**Set problem:** Copy the data exactly as it appears, and do not include any pictures.

======== Information shown ========

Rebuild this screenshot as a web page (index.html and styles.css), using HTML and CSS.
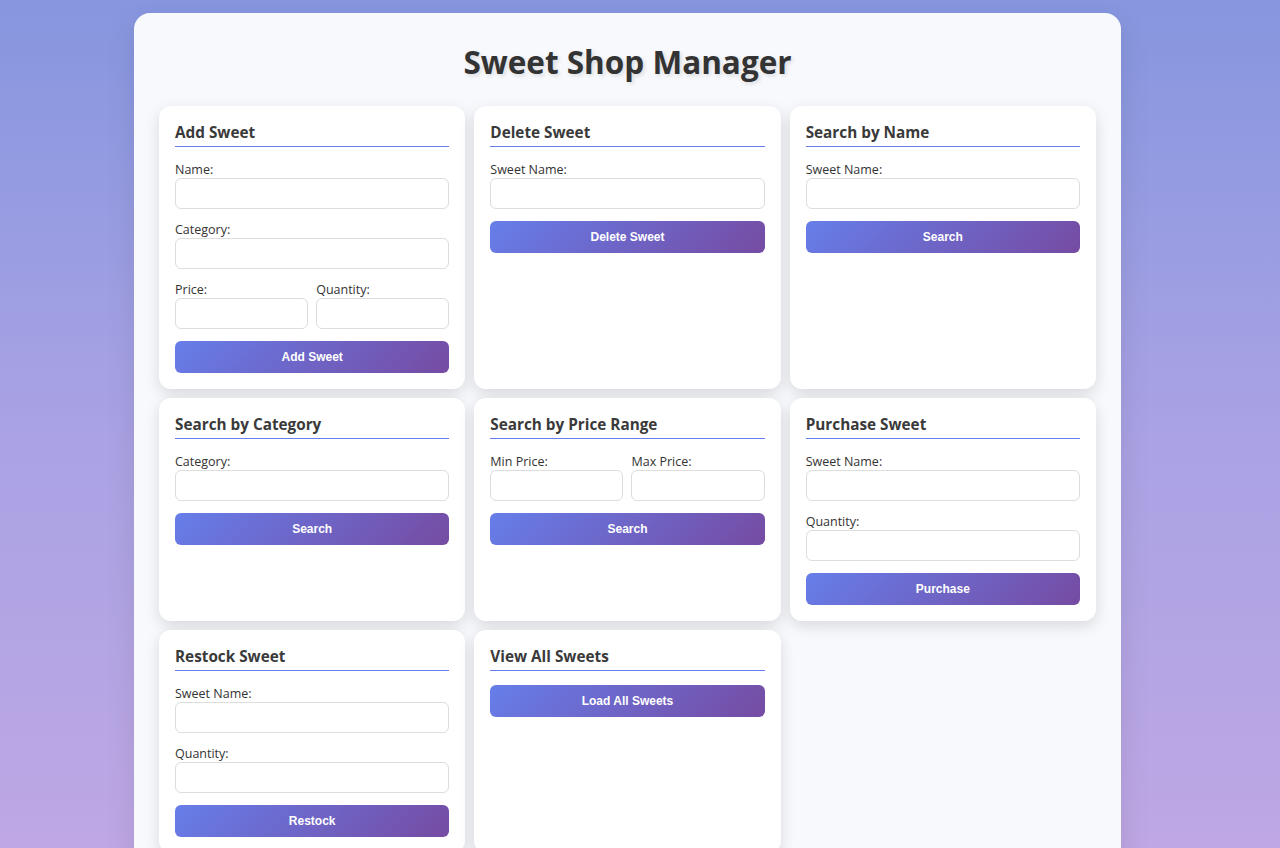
FILE: index.html
```html
<!DOCTYPE html>
<html lang="en">
<head>
<meta charset="utf-8">
<title>Sweet Shop Manager</title>
<link rel="stylesheet" href="styles.css">
</head>
<body>
<div class="container">
  <h1>Sweet Shop Manager</h1>
  <div class="grid">
    <section class="card">
      <h2>Add Sweet</h2>
      <div class="group"><label>Name:</label><input type="text"></div>
      <div class="group"><label>Category:</label><input type="text"></div>
      <div class="row">
        <div class="group"><label>Price:</label><input type="text"></div>
        <div class="group"><label>Quantity:</label><input type="text"></div>
      </div>
      <button>Add Sweet</button>
    </section>
    <section class="card">
      <h2>Delete Sweet</h2>
      <div class="group"><label>Sweet Name:</label><input type="text"></div>
      <button>Delete Sweet</button>
    </section>
    <section class="card">
      <h2>Search by Name</h2>
      <div class="group"><label>Sweet Name:</label><input type="text"></div>
      <button>Search</button>
    </section>
    <section class="card">
      <h2>Search by Category</h2>
      <div class="group"><label>Category:</label><input type="text"></div>
      <button>Search</button>
    </section>
    <section class="card">
      <h2>Search by Price Range</h2>
      <div class="row">
        <div class="group"><label>Min Price:</label><input type="text"></div>
        <div class="group"><label>Max Price:</label><input type="text"></div>
      </div>
      <button>Search</button>
    </section>
    <section class="card">
      <h2>Purchase Sweet</h2>
      <div class="group"><label>Sweet Name:</label><input type="text"></div>
      <div class="group"><label>Quantity:</label><input type="text"></div>
      <button>Purchase</button>
    </section>
    <section class="card">
      <h2>Restock Sweet</h2>
      <div class="group"><label>Sweet Name:</label><input type="text"></div>
      <div class="group"><label>Quantity:</label><input type="text"></div>
      <button>Restock</button>
    </section>
    <section class="card">
      <h2>View All Sweets</h2>
      <button>Load All Sweets</button>
    </section>
  </div>
</div>
</body>
</html>
```

FILE: styles.css
```css
* { box-sizing: border-box; }
html, body { height: 100%; }
body {
  margin: 0;
  font-family: "Open Sans", "Noto Sans", sans-serif;
  background: linear-gradient(180deg, #8696df 0%, #a9a2e4 50%, #bea7e4 100%);
  background-attachment: fixed;
  color: #333;
  overflow: hidden;
}
.container {
  width: 987px;
  margin: 13px 0 0 134px;
  background: #f8f9fd;
  border-radius: 16px;
  padding: 30px 25px 25px;
  box-shadow: 0 10px 30px rgba(0,0,0,0.1);
  min-height: 900px;
}
h1 {
  margin: 0 0 25px;
  text-align: center;
  font-size: 31.5px;
  line-height: 38px;
  font-weight: 700;
  color: #333;
  text-shadow: 2px 2px 4px rgba(0,0,0,0.12);
}
.grid {
  display: grid;
  grid-template-columns: repeat(3, 1fr);
  column-gap: 9px;
  row-gap: 9px;
}
.card {
  background: #fff;
  border-radius: 12px;
  padding: 16px;
  box-shadow: 0 5px 15px rgba(0,0,0,0.13);
}
h2 {
  margin: 0 0 15px;
  font-size: 15.3px;
  line-height: 20px;
  font-weight: 700;
  color: #3a3a3a;
  padding-bottom: 4px;
  border-bottom: 1px solid #667eea;
}
.group { margin-bottom: 13px; }
label {
  display: block;
  font-size: 12.5px;
  line-height: 16px;
  color: #333;
}
input {
  display: block;
  width: 100%;
  height: 31px;
  border: 1px solid #ddd;
  border-radius: 6px;
  background: #fff;
  font: inherit;
  padding: 0 8px;
}
.row {
  display: grid;
  grid-template-columns: 1fr 1fr;
  gap: 8px;
}
button {
  display: block;
  width: 100%;
  height: 32px;
  border: none;
  border-radius: 6px;
  background: linear-gradient(135deg, #667eea 0%, #764ba2 100%);
  color: #fff;
  font-family: "Liberation Sans", Arial, sans-serif;
  font-weight: 700;
  font-size: 12px;
  margin-top: -1px;
}
```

========

**Solution for this task:**
Rebuild this screenshot as a web page (index.html and styles.css), using HTML and CSS.
FILE: index.html
```html
<!DOCTYPE html>
<html lang="en">
<head>
<meta charset="utf-8">
<title>Sweet Shop Manager</title>
<link rel="stylesheet" href="styles.css">
</head>
<body>
<div class="container">
  <h1>Sweet Shop Manager</h1>
  <div class="grid">
    <section class="card">
      <h2>Add Sweet</h2>
      <div class="group"><label>Name:</label><input type="text"></div>
      <div class="group"><label>Category:</label><input type="text"></div>
      <div class="row">
        <div class="group"><label>Price:</label><input type="text"></div>
        <div class="group"><label>Quantity:</label><input type="text"></div>
      </div>
      <button>Add Sweet</button>
    </section>
    <section class="card">
      <h2>Delete Sweet</h2>
      <div class="group"><label>Sweet Name:</label><input type="text"></div>
      <button>Delete Sweet</button>
    </section>
    <section class="card">
      <h2>Search by Name</h2>
      <div class="group"><label>Sweet Name:</label><input type="text"></div>
      <button>Search</button>
    </section>
    <section class="card">
      <h2>Search by Category</h2>
      <div class="group"><label>Category:</label><input type="text"></div>
      <button>Search</button>
    </section>
    <section class="card">
      <h2>Search by Price Range</h2>
      <div class="row">
        <div class="group"><label>Min Price:</label><input type="text"></div>
        <div class="group"><label>Max Price:</label><input type="text"></div>
      </div>
      <button>Search</button>
    </section>
    <section class="card">
      <h2>Purchase Sweet</h2>
      <div class="group"><label>Sweet Name:</label><input type="text"></div>
      <div class="group"><label>Quantity:</label><input type="text"></div>
      <button>Purchase</button>
    </section>
    <section class="card">
      <h2>Restock Sweet</h2>
      <div class="group"><label>Sweet Name:</label><input type="text"></div>
      <div class="group"><label>Quantity:</label><input type="text"></div>
      <button>Restock</button>
    </section>
    <section class="card">
      <h2>View All Sweets</h2>
      <button>Load All Sweets</button>
    </section>
  </div>
</div>
</body>
</html>
```

FILE: styles.css
```css
* { box-sizing: border-box; }
html, body { height: 100%; }
body {
  margin: 0;
  font-family: "Open Sans", "Noto Sans", sans-serif;
  background: linear-gradient(180deg, #8696df 0%, #a9a2e4 50%, #bea7e4 100%);
  background-attachment: fixed;
  color: #333;
  overflow: hidden;
}
.container {
  width: 987px;
  margin: 13px 0 0 134px;
  background: #f8f9fd;
  border-radius: 16px;
  padding: 30px 25px 25px;
  box-shadow: 0 10px 30px rgba(0,0,0,0.1);
  min-height: 900px;
}
h1 {
  margin: 0 0 25px;
  text-align: center;
  font-size: 31.5px;
  line-height: 38px;
  font-weight: 700;
  color: #333;
  text-shadow: 2px 2px 4px rgba(0,0,0,0.12);
}
.grid {
  display: grid;
  grid-template-columns: repeat(3, 1fr);
  column-gap: 9px;
  row-gap: 9px;
}
.card {
  background: #fff;
  border-radius: 12px;
  padding: 16px;
  box-shadow: 0 5px 15px rgba(0,0,0,0.13);
}
h2 {
  margin: 0 0 15px;
  font-size: 15.3px;
  line-height: 20px;
  font-weight: 700;
  color: #3a3a3a;
  padding-bottom: 4px;
  border-bottom: 1px solid #667eea;
}
.group { margin-bottom: 13px; }
label {
  display: block;
  font-size: 12.5px;
  line-height: 16px;
  color: #333;
}
input {
  display: block;
  width: 100%;
  height: 31px;
  border: 1px solid #ddd;
  border-radius: 6px;
  background: #fff;
  font: inherit;
  padding: 0 8px;
}
.row {
  display: grid;
  grid-template-columns: 1fr 1fr;
  gap: 8px;
}
button {
  display: block;
  width: 100%;
  height: 32px;
  border: none;
  border-radius: 6px;
  background: linear-gradient(135deg, #667eea 0%, #764ba2 100%);
  color: #fff;
  font-family: "Liberation Sans", Arial, sans-serif;
  font-weight: 700;
  font-size: 12px;
  margin-top: -1px;
}
```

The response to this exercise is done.